--- Start of Material ---

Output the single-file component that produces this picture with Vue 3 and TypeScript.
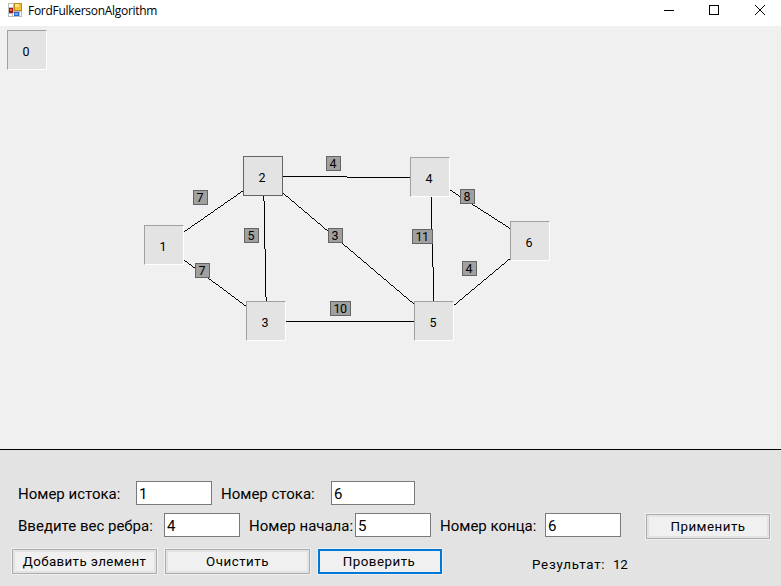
<script setup lang="ts">
import { computed, ref } from 'vue'

interface GraphNode { id: number; x: number; y: number; active?: boolean }
interface Edge { from: number; to: number; weight: number; x: number; y: number }

const nodes: GraphNode[] = [
  { id: 0, x: 7, y: 4 },
  { id: 1, x: 144, y: 199 },
  { id: 2, x: 243, y: 130, active: true },
  { id: 3, x: 246, y: 275 },
  { id: 4, x: 410, y: 131 },
  { id: 5, x: 414, y: 275 },
  { id: 6, x: 510, y: 195 },
]

const edges: Edge[] = [
  { from: 1, to: 2, weight: 7, x: 193, y: 164 },
  { from: 1, to: 3, weight: 7, x: 195, y: 237 },
  { from: 2, to: 3, weight: 5, x: 244, y: 202 },
  { from: 2, to: 4, weight: 4, x: 326, y: 130 },
  { from: 2, to: 5, weight: 3, x: 328, y: 202 },
  { from: 3, to: 5, weight: 10, x: 330, y: 275 },
  { from: 4, to: 5, weight: 11, x: 412, y: 203 },
  { from: 4, to: 6, weight: 8, x: 460, y: 163 },
  { from: 5, to: 6, weight: 4, x: 462, y: 235 },
]

// Builds a one-pixel aliased line as a run of unit squares along the major axis.
function steppedLine(a: GraphNode, b: GraphNode): string {
  const dx = b.x - a.x
  const dy = b.y - a.y
  const steps = Math.max(Math.abs(dx), Math.abs(dy))
  let d = ''
  for (let i = 0; i <= steps; i++) {
    const x = Math.round(a.x + 20 + (dx * i) / steps)
    const y = Math.round(a.y + 20 + (dy * i) / steps)
    d += `M${x} ${y}h1v1h-1z`
  }
  return d
}

const lines = computed(() =>
  edges.map((e) => ({ key: `${e.from}-${e.to}`, d: steppedLine(nodes[e.from], nodes[e.to]) })),
)

const source = ref('1')
const sink = ref('6')
const weight = ref('4')
const start = ref('5')
const end = ref('6')
const result = ref(12)
</script>

<template>
  <div class="window">
    <header class="titlebar">
      <svg class="app-icon" width="14" height="14" viewBox="0 0 14 14" shape-rendering="crispEdges">
        <rect width="14" height="14" fill="#bdbdbd" />
        <rect x="1" y="1" width="4" height="3" fill="#fff" />
        <rect x="1" y="11" width="3" height="2" fill="#fff" />
        <rect x="5" y="10" width="1" height="3" fill="#fff" />
        <rect x="12" y="9" width="1" height="4" fill="#fff" />
        <rect x="6" y="0" width="8" height="8" fill="#b98a18" />
        <rect x="7" y="1" width="6" height="6" fill="#f2c23c" />
        <rect x="7" y="1" width="4" height="3" fill="#ffe07a" />
        <rect x="1" y="5" width="4" height="5" fill="#a31515" />
        <rect x="2" y="6" width="2" height="2" fill="#e76a5c" />
        <rect x="6" y="9" width="5" height="4" fill="#2f62c8" />
        <rect x="7" y="10" width="3" height="2" fill="#79aaf4" />
      </svg>
      <h1 class="title">FordFulkersonAlgorithm</h1>
      <div class="controls">
        <svg width="10" height="10" viewBox="0 0 10 10" shape-rendering="crispEdges"><path d="M0 5.5H10" /></svg>
        <svg width="10" height="10" viewBox="0 0 10 10" shape-rendering="crispEdges"><path d="M.5 .5H9.5V9.5H.5Z" /></svg>
        <svg class="close" width="10" height="10" viewBox="0 0 10 10"><path d="M0 0L10 10M10 0L0 10" /></svg>
      </div>
    </header>

    <main class="canvas">
      <svg class="edges" width="781" height="423" shape-rendering="crispEdges">
        <path v-for="l in lines" :key="l.key" :d="l.d" />
      </svg>
      <div
        v-for="n in nodes"
        :key="n.id"
        class="node"
        :class="{ active: n.active }"
        :style="{ left: n.x + 'px', top: n.y + 'px' }"
      ><span>{{ n.id }}</span></div>
      <div
        v-for="e in edges"
        :key="e.from + '-' + e.to"
        class="weight"
        :class="{ wide: e.weight > 9 }"
        :style="{ left: e.x + 'px', top: e.y + 'px' }"
      >{{ e.weight }}</div>
    </main>

    <section class="panel">
      <div class="row first">
        <label class="l-source" for="source">Номер истока:</label>
        <input id="source" v-model="source" />
        <label class="l-sink" for="sink">Номер стока:</label>
        <input id="sink" v-model="sink" class="long" />
      </div>
      <div class="row second">
        <label class="l-weight" for="weight">Введите вес ребра:</label>
        <input id="weight" v-model="weight" />
        <label class="l-start" for="start">Номер начала:</label>
        <input id="start" v-model="start" />
        <label class="l-end" for="end">Номер конца:</label>
        <input id="end" v-model="end" />
        <button class="apply">Применить</button>
      </div>
      <div class="row third">
        <button class="add">Добавить элемент</button>
        <button class="clear">Очистить</button>
        <button class="check">Проверить</button>
        <p class="result"><span class="caption">Результат:</span><span class="value">{{ result }}</span></p>
      </div>
    </section>
  </div>
</template>

<style>
body {
  margin: 0;
  overflow: hidden;
}
</style>

<style scoped>
.window {
  display: flex;
  flex-direction: column;
  width: 781px;
  height: 586px;
  background: #f0f0f0;
  color: #000;
  font-family: Roboto, "Liberation Sans", Arial, sans-serif;
}
.titlebar {
  display: flex;
  box-sizing: border-box;
  height: 26px;
  padding: 3px 16px 0 8px;
  background: #fff;
}
.app-icon {
  flex: none;
}
.title {
  margin: 0 0 0 6px;
  font: 12px/16px "Open Sans", "Noto Sans", sans-serif;
  letter-spacing: -0.29px;
}
.controls {
  display: flex;
  gap: 35px;
  margin-left: auto;
  padding-top: 2px;
}
.controls svg {
  fill: none;
  stroke: #000;
}
.controls .close {
  margin-left: 1px;
}
.canvas {
  position: relative;
  height: 423px;
  overflow: hidden;
}
.edges {
  display: block;
  fill: #000;
}
.node,
.weight {
  position: absolute;
  box-sizing: border-box;
  display: flex;
  align-items: center;
  justify-content: center;
}
.node {
  width: 40px;
  height: 40px;
  border: 1px solid;
  border-color: #a0a0a0 #fff #fff #a0a0a0;
  background: #e3e3e3;
  font-size: 12.5px;
  padding: 2px 2px 0 0;
}
.node.active {
  border-color: #646464;
}
.weight {
  width: 15px;
  height: 15px;
  padding-right: 1px;
  border: 1px solid #646464;
  background: #a0a0a0;
  font-size: 12.5px;
  line-height: 14px;
}
.weight.wide {
  width: 21px;
  letter-spacing: -0.5px;
}
.panel {
  box-sizing: border-box;
  flex: 1;
  padding: 31px 11px 0 12px;
  border-top: 1px solid #000;
  background: #e3e3e3;
}
.row {
  display: flex;
}
.row.first,
.row.second {
  height: 32px;
}
label {
  box-sizing: border-box;
  flex: none;
  padding-top: 4px;
  font-size: 15px;
  line-height: 18px;
  white-space: nowrap;
}
.l-source { width: 124px; padding-left: 6px; }
.l-sink { width: 119px; padding-left: 9px; }
.l-weight { width: 152px; padding-left: 6px; }
.l-start { width: 115px; padding-left: 9px; }
.l-end { width: 114px; padding-left: 9px; }
input {
  box-sizing: border-box;
  flex: none;
  width: 76px;
  height: 24px;
  margin: 0;
  padding: 1px 2px 0;
  border: 1px solid #7a7a7a;
  border-radius: 0;
  outline: none;
  background: #fff;
  color: #000;
  font: 15px Roboto, "Liberation Sans", Arial, sans-serif;
}
input.long {
  width: 84px;
}
button {
  box-sizing: border-box;
  flex: none;
  height: 25px;
  margin: 0;
  padding: 0;
  border: 1px solid #adadad;
  border-radius: 0;
  background: #f0f0f0;
  box-shadow: 0 0 0 1px #f0f0f0, inset 0 0 0 2px #e3e3e3;
  color: #000;
  font: 13.33px/22px Roboto, "Liberation Sans", Arial, sans-serif;
  letter-spacing: 0.5px;
  white-space: nowrap;
}
.apply {
  width: 124px;
  margin: 1px 0 0 auto;
}
.third {
  padding-top: 4px;
}
.add,
.clear {
  width: 145px;
}
.add {
  letter-spacing: 0.38px;
}
.clear {
  margin-left: 8px;
}
.check {
  width: 124px;
  margin-left: 8px;
  padding-right: 2px;
  border: 2px solid #0078d7;
  box-shadow: 0 0 0 1px #f0f0f0;
  line-height: 20px;
}
.result {
  display: flex;
  margin: 8px 0 0 90px;
  font-size: 13.33px;
  line-height: 16px;
  letter-spacing: 0.75px;
}
.caption {
  width: 81px;
}
.value {
  letter-spacing: -0.2px;
}
</style>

--- End of Material ---

Work to be completed: Repeat only the lines between the start of the data and the line with "number; to: number;", including those two lines, and skip the pictures.

Task response:
Output the single-file component that produces this picture with Vue 3 and TypeScript.
<script setup lang="ts">
import { computed, ref } from 'vue'

interface GraphNode { id: number; x: number; y: number; active?: boolean }
interface Edge { from: number; to: number; weight: number; x: number; y: number }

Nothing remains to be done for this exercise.